W rozmowie z “Dziennikiem Zachodnim” Łukasz Piszczek odpowiedział na pytania dotyczące swojej kontuzji oraz słabszej postawy LKS-u Goczałkowice-Zdrój w rundzie wiosennej. Były reprezentant Polski wrócił do klubu z rodzinnego miasta w lipcu ubiegłego roku.
36-letni piłkarz już od ponad 6 miesięcy zmaga się z urazem ścięgna. Do momentu doznania przez Piszczka urazu jego LKS prezentował się świetnie w trzecioligowych rozgrywkach i pewnie kroczył po awans do II ligi. Runda wiosenna, bez swojego najlepszego zawodnika na boisku, nie jest już jednak tak udana i klub z Goczałkowic obecnie plasuje się na szóstym miejscu w tabeli, ze stratą aż 23 “oczek” do liderujących rezerw Zagłębia Lubin.
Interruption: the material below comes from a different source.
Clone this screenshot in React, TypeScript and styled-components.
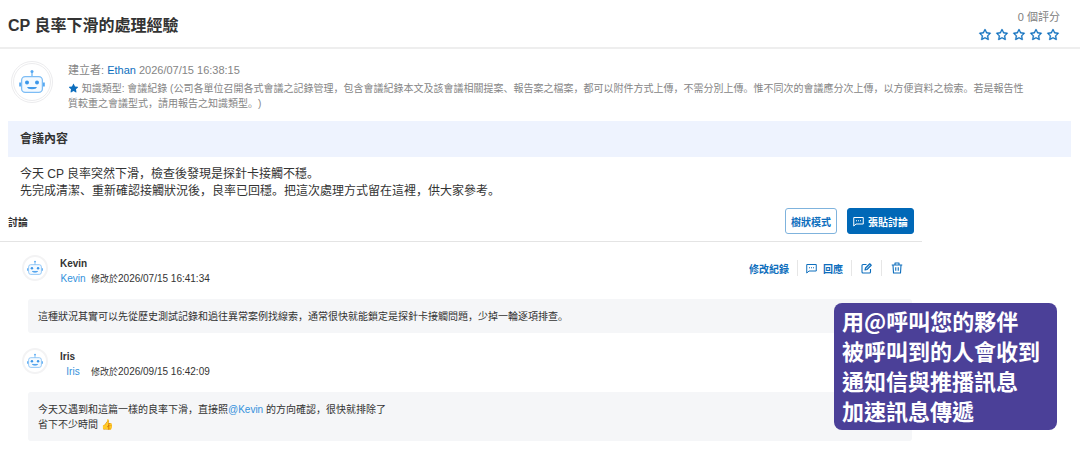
import React from "react";
import styled, { createGlobalStyle, css } from "styled-components";
import { AiFillStar, AiOutlineStar } from "react-icons/ai";

const latin = `"Liberation Sans", "Noto Sans CJK SC", sans-serif`;

const GlobalStyle = createGlobalStyle`
  *, *::before, *::after { box-sizing: border-box; }
  body {
    margin: 0;
    background: #fff;
    color: #333;
    font-family: ${latin};
    font-size: 10px;
    text-spacing-trim: space-all;
  }
  h1, h2, h3, p { margin: 0; }
  a { text-decoration: none; }
  button { font: inherit; cursor: pointer; }
`;

const Page = styled.div`
  position: relative;
  padding-bottom: 9px;
`;

const Header = styled.header`
  display: flex;
  align-items: center;
  justify-content: space-between;
  height: 49px;
  padding: 4px 20px 0 8px;
  border-bottom: 2px solid #eee;
`;

const Title = styled.h1`
  font-size: 16px;
  line-height: 24px;
  font-weight: 700;
`;

const Rating = styled.div`
  display: flex;
  flex-direction: column;
  align-items: flex-end;
  gap: 3px;
  color: #808080;
  font-size: 11px;
  line-height: 16px;
`;

const Stars = styled.div`
  display: flex;
  gap: 3px;
`;

const StarButton = styled.button`
  display: flex;
  padding: 0;
  border: 0;
  background: none;
  color: #0d6ebd;
  font-size: 14px;

  svg {
    stroke: currentColor;
    stroke-width: 24px;
  }
`;

const Intro = styled.section`
  display: flex;
  gap: 15px;
  padding: 12px 8px 10px 11px;
`;

const Meta = styled.div`
  padding-top: 1px;
  color: #858585;
  font-size: 10px;
  line-height: 16px;
  white-space: nowrap;
`;

const Byline = styled.p`
  margin-bottom: 2px;
  font-size: 11px;
  line-height: 17px;
`;

const Kind = styled.p`
  line-height: 15px;

  svg {
    color: #0d6ebd;
    font-size: 11px;
    vertical-align: -2px;
  }
`;

const UserLink = styled.a`
  color: #0d6ebd;
`;

const Mention = styled.a`
  color: #3391dc;
`;

const AvatarRing = styled.div<{ $size: number }>`
  display: grid;
  flex: none;
  place-items: center;
  width: ${(p) => p.$size}px;
  height: ${(p) => p.$size}px;
  border: ${(p) => (p.$size > 30 ? 3 : 2)}px ${(p) => (p.$size > 30 ? "double #ececee" : "solid #f3f3f4")};
  border-radius: 50%;
  background: #fff;
`;

const SectionTitle = styled.h2`
  margin: 0 9px 0 8px;
  padding: 0 12px;
  background: #eef3fe;
  font-size: 12px;
  line-height: 36px;
  font-weight: 700;
`;

const Content = styled.p`
  padding: 9px 20px 8px;
  font-size: 12px;
  line-height: 17px;
`;

const Discussion = styled.section`
  margin-right: 158px;
`;

const Toolbar = styled.div`
  display: flex;
  align-items: center;
  gap: 10px;
  padding: 0 8px 7px;
  border-bottom: 1px solid #e4e4e4;
`;

const ToolbarTitle = styled.h2`
  flex: 1;
  font-size: 10px;
  font-weight: 700;
`;

const Button = styled.button<{ $primary?: boolean }>`
  display: flex;
  align-items: center;
  gap: 4px;
  height: 26px;
  padding: 0 5px;
  border: 1px solid #7fb3dd;
  border-radius: 3px;
  background: #fff;
  color: #0d6ebd;
  font-weight: 700;
  ${(p) =>
    p.$primary &&
    css`
      border-color: #0068b7;
      background: #0068b7;
      color: #fff;
    `}
`;

const Comment = styled.article`
  padding: 13px 10px 0 22px;

  & + & {
    padding-top: 15px;
  }
`;

const CommentHead = styled.div`
  display: flex;
  align-items: flex-start;
  gap: 12px;
  height: 44px;
`;

const Author = styled.div`
  flex: 1;
  padding-top: 1px;
  line-height: 15px;
`;

const AuthorName = styled.h3`
  font-size: 10px;
  font-weight: 700;
`;

const Edited = styled.p`
  display: flex;
  gap: 5px;
`;

const EditedBy = styled(Mention)`
  min-width: 26px;
  text-align: center;
`;

const EditedLabel = styled.span`
  font-size: 9px;
`;

const Actions = styled.div`
  display: flex;
  align-items: center;
  padding-top: 5px;
`;

const Action = styled.button<{ $icon?: boolean }>`
  display: flex;
  align-items: center;
  gap: 6px;
  height: 16px;
  padding: 0 ${(p) => (p.$icon ? 9 : 8)}px;
  border: 0;
  border-left: 1px solid #e6e6e6;
  background: none;
  color: #0d6ebd;
  font-weight: 700;

  &:first-child {
    border-left: 0;
  }
`;

const Bubble = styled.div`
  margin-left: 6px;
  padding: 10px 10px 9px;
  border-radius: 3px;
  background: #f5f6f8;
  line-height: 15px;
`;

const Callout = styled.aside`
  position: absolute;
  top: 303px;
  right: 23px;
  width: 223px;
  padding: 2px 8px 5px;
  border-radius: 8px;
  background: #4b4098;
  color: #fff;
  font-family: "Noto Sans CJK TC", sans-serif;
  font-size: 22px;
  line-height: 30px;
  font-weight: 700;
  white-space: nowrap;
`;

function Robot({ size }: { size: number }) {
  return (
    <svg width={size} height={size} viewBox="0 0 26 26" fill="none" aria-hidden="true">
      <path d="M13 3v5" stroke="#62b0f3" strokeWidth="1.2" />
      <circle cx="13" cy="2.6" r="1.5" fill="#55a8f2" />
      <rect x="2.6" y="7.6" width="20.8" height="15.8" rx="3.6" fill="#f4faff" stroke="#7dbdf5" strokeWidth="1.3" />
      <path d="M1.1 13.5v4M24.9 13.5v4" stroke="#55a8f2" strokeWidth="1.8" />
      <circle cx="8" cy="13.4" r="2" fill="#3b97ea" />
      <circle cx="18" cy="13.4" r="2" fill="#3b97ea" />
      <path d="M8.6 18.6c1 1.5 7.8 1.5 8.8 0z" fill="#3b97ea" stroke="#3b97ea" strokeLinejoin="round" />
    </svg>
  );
}

function Avatar({ size }: { size: number }) {
  return (
    <AvatarRing $size={size}>
      <Robot size={size > 30 ? 26 : 16} />
    </AvatarRing>
  );
}

function ChatIcon() {
  return (
    <svg width="11" height="11" viewBox="0 0 22 22" fill="none" stroke="currentColor" strokeWidth="2" strokeLinejoin="round" aria-hidden="true">
      <path d="M1.5 3h19v13H6l-4.5 4z" />
      <path d="M6 9.5h2M10 9.5h2M14 9.5h2" />
    </svg>
  );
}

function EditIcon() {
  return (
    <svg width="11" height="11" viewBox="0 0 22 22" fill="none" stroke="currentColor" strokeWidth="2.2" strokeLinejoin="round" aria-hidden="true">
      <path d="M11 3H4a2 2 0 0 0-2 2v13a2 2 0 0 0 2 2h13a2 2 0 0 0 2-2v-6" />
      <path d="M8 14l1-4 8.5-8.5 3 3L12 13z" fill="currentColor" fillOpacity=".25" />
    </svg>
  );
}

function TrashIcon() {
  return (
    <svg width="12" height="12" viewBox="0 0 24 24" fill="none" stroke="currentColor" strokeWidth="2.2" strokeLinejoin="round" aria-hidden="true">
      <path d="M1.5 6h21M8 6V2h8v4M4 6l1 16h14l1-16M9.5 10.5v7M14.5 10.5v7" />
    </svg>
  );
}

export default function App() {
  return (
    <>
      <GlobalStyle />
      <Page>
        <Header>
          <Title>CP 良率下滑的處理經驗</Title>
          <Rating>
            <span>0 個評分</span>
            <Stars>
              {[1, 2, 3, 4, 5].map((n) => (
                <StarButton key={n} type="button" aria-label={`${n} 星`}>
                  <AiOutlineStar />
                </StarButton>
              ))}
            </Stars>
          </Rating>
        </Header>

        <Intro>
          <Avatar size={42} />
          <Meta>
            <Byline>
              建立者: <UserLink href="#ethan">Ethan</UserLink> 2026/07/15 16:38:15
            </Byline>
            <Kind>
              <AiFillStar /> 知識類型: 會議紀錄
              (公司各單位召開各式會議之記錄管理，包含會議紀錄本文及該會議相關提案、報告案之檔案，都可以附件方式上傳，不需分別上傳。惟不同次的會議應分次上傳，以方便資料之檢索。若是報告性
              <br />
              質較重之會議型式，請用報告之知識類型。)
            </Kind>
          </Meta>
        </Intro>

        <SectionTitle>會議內容</SectionTitle>
        <Content>
          今天 CP 良率突然下滑，檢查後發現是探針卡接觸不穩。
          <br />
          先完成清潔、重新確認接觸狀況後，良率已回穩。把這次處理方式留在這裡，供大家參考。
        </Content>

        <Discussion>
          <Toolbar>
            <ToolbarTitle>討論</ToolbarTitle>
            <Button type="button">樹狀模式</Button>
            <Button type="button" $primary>
              <ChatIcon />
              張貼討論
            </Button>
          </Toolbar>

          <Comment>
            <CommentHead>
              <Avatar size={26} />
              <Author>
                <AuthorName>Kevin</AuthorName>
                <Edited>
                  <EditedBy href="#kevin">Kevin</EditedBy>
                  <span>
                    <EditedLabel>修改於</EditedLabel>2026/07/15 16:41:34
                  </span>
                </Edited>
              </Author>
              <Actions>
                <Action type="button">修改紀錄</Action>
                <Action type="button">
                  <ChatIcon />
                  回應
                </Action>
                <Action type="button" $icon aria-label="編輯">
                  <EditIcon />
                </Action>
                <Action type="button" $icon aria-label="刪除">
                  <TrashIcon />
                </Action>
              </Actions>
            </CommentHead>
            <Bubble>
              這種狀況其實可以先從歷史測試記錄和過往異常案例找線索，通常很快就能鎖定是探針卡接觸問題，少掉一輪逐項排查。
            </Bubble>
          </Comment>

          <Comment>
            <CommentHead>
              <Avatar size={26} />
              <Author>
                <AuthorName>Iris</AuthorName>
                <Edited>
                  <EditedBy href="#iris">Iris</EditedBy>
                  <span>
                    <EditedLabel>修改於</EditedLabel>2026/09/15 16:42:09
                  </span>
                </Edited>
              </Author>
            </CommentHead>
            <Bubble>
              今天又遇到和這篇一樣的良率下滑，直接照<Mention href="#kevin">@Kevin</Mention> 的方向確認，很快就排除了
              <br />
              省下不少時間 👍
            </Bubble>
          </Comment>
        </Discussion>

        <Callout>
          用@呼叫您的夥伴
          <br />
          被呼叫到的人會收到
          <br />
          通知信與推播訊息
          <br />
          加速訊息傳遞
        </Callout>
      </Page>
    </>
  );
}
ZOBACZ TAKŻE: Kamil Glik: Najważniejszy jest wynik
– Jestem ważną częścią tej drużyny na boisku i poza nim. Mój brak był widoczny, a dużo łatwiej jest pomóc jej grając niż patrząc z boku na te występy – skomentował sytuację Piszczek.
– Bardzo bym chciał i wierzę, że przed nowym sezonem zdążę uporać się z tym urazem i jeszcze wybiegnę na boisko – odpowiedział były zawodnik Borussi Dortmund zapytany o swój powrót do gry.
Łukasz Piszczek w koszulce z orzełkiem na piersi wystąpił w 66 spotkaniach. W Bundeslidze grał przez 14 sezonów.